Ride the Lightning

Cybersecurity and Future of Law Practice Blog
by Sharon D. Nelson Esq., President of Sensei Enterprises, Inc.

Thousands Couldn’t Login to Office 365 – What Would You Do if You Were Out of Business?

April 10, 2018

Computer Business Review (and many others) reported on April 6th that Microsoft Office 365 was out of action for thousands of users around the world.

"We've determined that an authentication issue is preventing users from accessing the Office365 service. This issue is limited [sic] to the APAC, Japan and EMEA regions and we're working to resolve it," Microsoft said in a status update.

Pete Banham, cyber resilience expert at Mimecast, commented: "Microsoft Office 365 was hit with major downtime on Friday, with customers around the world unable to access their services or admin portals. An operational dependency on the Microsoft environment creates business risks that need be addressed."

He added: "Anyone outsourcing a critical service like email needs to consider who will suffer most from reputational damage, internal operational issues and financial loss. Mimecast is urging organisations to consider a cyber resilience strategy that assures the ability to recover and continue with business as usual."

Microsoft announced later that it had fixed the authentication problem. A statement posted on the Office 365 status Twitter account said: "We've resolved the authentication issue that was preventing users from signing into the Office 365 service. We're monitoring the environment to validate that service is restored for all users."

Microsoft later said, "We've completed all recovery actions related to MO133518 and this issue is fully resolved as of Friday, April 6, 2018, at 11:30 AM UTC. Thanks to everyone who confirmed service restoration."

After that it issued two more updates: one at 5.42am EDT which said it is working on "to resolve an Office 365 portal access issue," and another at 6.09am EDT to say that it is "analyzing diagnostic data to isolate the root cause of the Office 365 portal access issue".

In a world where law firms and many other organizations are moving to Office 365, this was a wake-up call to many. What do you do when Office 365 is unavailable to you? This was a new thought for many, and an unsettling one.

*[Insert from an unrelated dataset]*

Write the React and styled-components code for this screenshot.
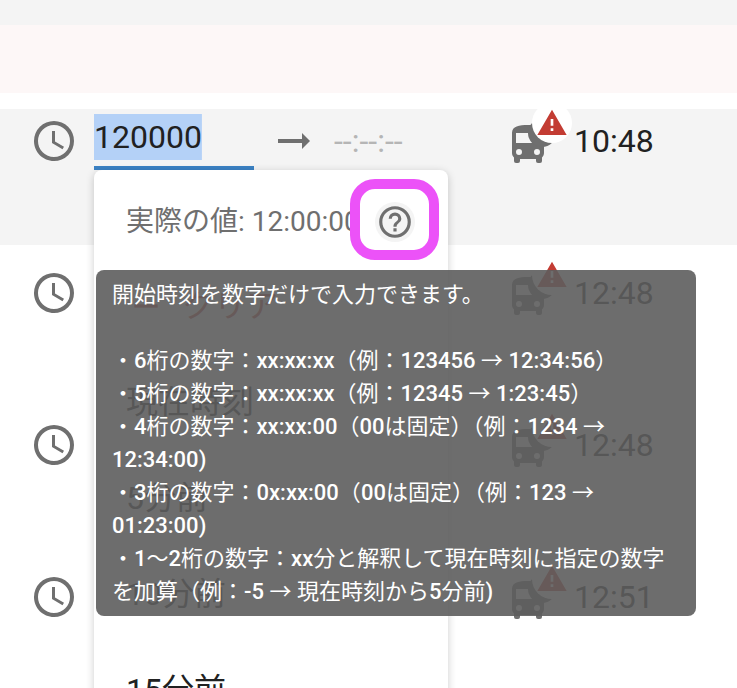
import React, { useEffect, useRef } from 'react';
import styled, { createGlobalStyle } from 'styled-components';

const GlobalStyle = createGlobalStyle`
  * {
    box-sizing: border-box;
  }
  body {
    margin: 0;
    background: #fff;
    color: #212121;
    font-family: Roboto, 'Noto Sans CJK JP', sans-serif;
    font-size: 32px;
  }
  button,
  input {
    font: inherit;
    color: inherit;
  }
`;

const Page = styled.main`
  height: 100vh;
  overflow: hidden;
`;

const Band = styled.div`
  height: ${({ $height }) => $height}px;
  background: ${({ $color }) => $color};
`;

const Row = styled.section`
  display: grid;
  grid-template-columns: 48px 160px 48px 158px 48px 1fr;
  column-gap: 16px;
  align-items: start;
  height: 136px;
  margin-top: 16px;
  padding: 0 30px;
  background: ${({ $active }) => ($active ? '#f4f4f4' : '#fff')};
`;

const Cell = styled.div`
  position: relative;
  grid-column: ${({ $column }) => $column};
  height: 48px;
  margin-top: 8px;
  line-height: 48px;
  white-space: nowrap;
`;

const Icon = styled.svg`
  display: block;
  flex: none;
  width: ${({ $size }) => $size}px;
  height: ${({ $size }) => $size}px;
  fill: ${({ $color }) => $color || '#6f6f6f'};
`;

const Badge = styled.span`
  position: absolute;
  top: -14px;
  left: 24px;
  display: flex;
  align-items: center;
  justify-content: center;
  width: 40px;
  height: 40px;
  border-radius: 50%;
  background: #fff;
`;

const Time = styled.time`
  display: block;
  padding-left: 2px;
`;

const Field = styled.div`
  position: relative;
  padding-top: 5px;
`;

/* the gradient makes the selection as tall as the line, six digits wide */
const StartInput = styled.input`
  display: block;
  width: 100%;
  height: 56px;
  padding: 0 0 6px;
  border: 0;
  border-bottom: 4px solid #3b82c4;
  outline: none;
  background: linear-gradient(#b4d1f7, #b4d1f7) 0 0 / 6ch 46px no-repeat;
  line-height: 46px;
  &::selection {
    background: transparent;
    color: #212121;
  }
`;

const EndInput = styled.input`
  display: block;
  width: 100%;
  height: 48px;
  padding: 0;
  border: 0;
  outline: none;
  background: transparent;
  line-height: 48px;
  &::placeholder {
    color: #b5b5b5;
    opacity: 1;
  }
`;

const Menu = styled.div`
  position: absolute;
  z-index: 2;
  top: 100%;
  left: 0;
  width: 354px;
  padding: 16px 0;
  border-radius: 8px;
  background: #fff;
  box-shadow: 0 2px 8px rgba(0, 0, 0, 0.2);
`;

const MenuHead = styled.div`
  height: 72px;
  padding-left: 32px;
  color: #6f6f6f;
  font-size: 28px;
  line-height: 72px;
  white-space: nowrap;
`;

const MenuItem = styled.button`
  display: flex;
  align-items: center;
  gap: 16px;
  width: 100%;
  height: 96px;
  padding: 0 32px;
  border: 0;
  background: transparent;
  color: ${({ $danger }) => ($danger ? '#c33c33' : '#212121')};
  line-height: 48px;
  text-align: left;
`;

const Highlight = styled.div`
  position: absolute;
  top: 9px;
  right: 9px;
  display: flex;
  align-items: center;
  justify-content: center;
  width: 89px;
  height: 81px;
  padding-top: 4px;
  border: 10px solid #ec52f8;
  border-radius: 25px;
`;

const HelpButton = styled.button`
  display: flex;
  align-items: center;
  justify-content: center;
  width: 40px;
  height: 40px;
  padding: 0;
  border: 0;
  border-radius: 50%;
  background: #f4f4f4;
`;

const Tooltip = styled.div`
  position: absolute;
  z-index: 3;
  top: 100px;
  left: 2px;
  width: 600px;
  padding: 8px 16px;
  border-radius: 8px;
  background: rgba(93, 93, 93, 0.9);
  color: #fff;
  font-size: 22px;
  line-height: 33px;
  white-space: pre-line;
`;

const Latin = styled.span`
  font-weight: 500;
`;

const helpText = `開始時刻を数字だけで入力できます。

・6桁の数字：xx:xx:xx（例：123456 → 12:34:56）
・5桁の数字：xx:xx:xx（例：12345 → 1:23:45）
・4桁の数字：xx:xx:00（00は固定）（例：1234 → 12:34:00)
・3桁の数字：0x:xx:00（00は固定）（例：123 → 01:23:00)
・1〜2桁の数字：xx分と解釈して現在時刻に指定の数字を加算（例：-5 → 現在時刻から5分前)`;

const helpParts = helpText.split(/([-0-9x:)]+)/);

const presets = ['現在時刻', '5分前', '10分前', '15分前'];
const departures = ['12:48', '12:48', '12:51'];

const ClockIcon = () => (
  <Icon $size={48} viewBox="0 0 24 24" aria-hidden="true">
    <path d="M12 20a8 8 0 0 0 8-8 8 8 0 0 0-8-8 8 8 0 0 0-8 8 8 8 0 0 0 8 8m0-18a10 10 0 0 1 10 10 10 10 0 0 1-10 10C6.47 22 2 17.5 2 12A10 10 0 0 1 12 2m.5 5v5.25l4.5 2.67-.75 1.23L11 13V7h1.5z" />
  </Icon>
);

const ArrowIcon = () => (
  <Icon $size={48} viewBox="0 0 24 24" aria-hidden="true">
    <path d="M16 11H4v2h12v3l4-4-4-4v3z" />
  </Icon>
);

const HelpIcon = () => (
  <Icon $size={38} viewBox="0 0 24 24" aria-hidden="true">
    <path d="M11 18h2v-2h-2v2m1-16A10 10 0 0 0 2 12a10 10 0 0 0 10 10 10 10 0 0 0 10-10A10 10 0 0 0 12 2m0 18c-4.41 0-8-3.59-8-8s3.59-8 8-8 8 3.59 8 8-3.59 8-8 8m0-14a4 4 0 0 0-4 4h2a2 2 0 0 1 2-2 2 2 0 0 1 2 2c0 2-3 1.75-3 5h2c0-2.25 3-2.5 3-5a4 4 0 0 0-4-4z" />
  </Icon>
);

const BusIcon = () => (
  <Icon $size={48} viewBox="0 0 24 24" aria-hidden="true">
    <path
      fillRule="evenodd"
      d="M10 4h4v4h4v10c0 .88-.39 1.67-1 2.22V22a1 1 0 0 1-1 1h-1a1 1 0 0 1-1-1v-1H6v1a1 1 0 0 1-1 1H4a1 1 0 0 1-1-1v-1.78c-.61-.55-1-1.34-1-2.22V8c0-3.5 3.58-4 8-4zM4 8v5h10V8zM5.5 16a1.5 1.5 0 1 0 0 3 1.5 1.5 0 0 0 0-3zM14.5 16a1.5 1.5 0 1 0 0 3 1.5 1.5 0 0 0 0-3z"
    />
    <circle cx="17" cy="8" r="7" />
  </Icon>
);

const Departure = ({ time }) => (
  <>
    <Cell $column={5}>
      <BusIcon />
      <Badge>
        <Icon $size={32} $color="#c33c33" viewBox="0 0 24 24" aria-hidden="true">
          <path d="M13 14h-2V9h2m0 9h-2v-2h2M1 21h22L12 2 1 21z" />
        </Icon>
      </Badge>
    </Cell>
    <Cell $column={6}>
      <Time>{time}</Time>
    </Cell>
  </>
);

const TimeMenu = () => (
  <Menu>
    <MenuHead>実際の値: 12:00:00</MenuHead>
    <MenuItem type="button" $danger>
      <Icon $size={40} $color="#c33c33" viewBox="0 0 24 24" aria-hidden="true">
        <path d="M19 13H5v-2h14v2z" />
      </Icon>
      クリア
    </MenuItem>
    {presets.map((label) => (
      <MenuItem type="button" key={label}>
        {label}
      </MenuItem>
    ))}
    <Highlight>
      <HelpButton type="button" aria-describedby="start-help">
        <HelpIcon />
      </HelpButton>
    </Highlight>
    <Tooltip role="tooltip" id="start-help">
      {helpParts.map((part, i) => (i % 2 ? <Latin key={i}>{part}</Latin> : part))}
    </Tooltip>
  </Menu>
);

const App = () => {
  const startRef = useRef(null);

  useEffect(() => {
    startRef.current.focus();
    startRef.current.select();
  }, []);

  return (
    <Page>
      <GlobalStyle />
      <Band $height={25} $color="#f4f4f4" />
      <Band $height={68} $color="#fdf7f7" />
      <Row $active>
        <Cell as="label" $column={1} htmlFor="start-time">
          <ClockIcon />
        </Cell>
        <Field>
          <StartInput id="start-time" ref={startRef} defaultValue="120000" />
          <TimeMenu />
        </Field>
        <Cell as="label" $column={3} htmlFor="end-time">
          <ArrowIcon />
        </Cell>
        <Cell $column={4}>
          <EndInput id="end-time" placeholder="--:--:--" />
        </Cell>
        <Departure time="10:48" />
      </Row>
      {departures.map((time, i) => (
        <Row key={i}>
          <Cell $column={1}>
            <ClockIcon />
          </Cell>
          <Departure time={time} />
        </Row>
      ))}
    </Page>
  );
};

export default App;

Unfortunately, the outage came hours after Microsoft, looking very good indeed, announced the introduction of new, advanced protection capabilities for Office 365 Home and Office 365 Personal versions, with two new capabilities: Files Restore and Ransomware detection and recovery.

Some of these tools, like the 30-day OneDrive backup feature Files Restore, were brought over from the Business version to Home and Personal Office 365. The suite can now detect ransomware attacks and guide users through the recovery process, which pinpoints the time and date of the incident and restores OneDrive to its state before that.

The tools also cover sharing files between users. You can set and require a password to access a shared OneDrive file or folder, which protects it if the link to the document is inadvertently forwarded. Additionally, starting later in 2018, links clicked on in Word, Excel, and PowerPoint will be checked in real-time to find whether the destination website will likely download malware or be part of a phishing scam.

The new security features extend to outgoing messages. Outlook.com now offers end-to-end email encryption, which includes security mechanisms on the recipient's end. If they aren't opening the message in Outlook's browser login, mobile app or Windows Mail, they'll be directed to a trusted Office 365 web page to receive a one-time passcode. And at last, you can prevent recipients from forwarding or copying emails sent from Outlook.com, a feature that encrypts messages even after downloading.

If you are already on the Business version as a law firm, you have all these security measures, but it is nice to see them in the Home and Personal Versions.

So it was a good week and a bad week, all in one. Timing is everything.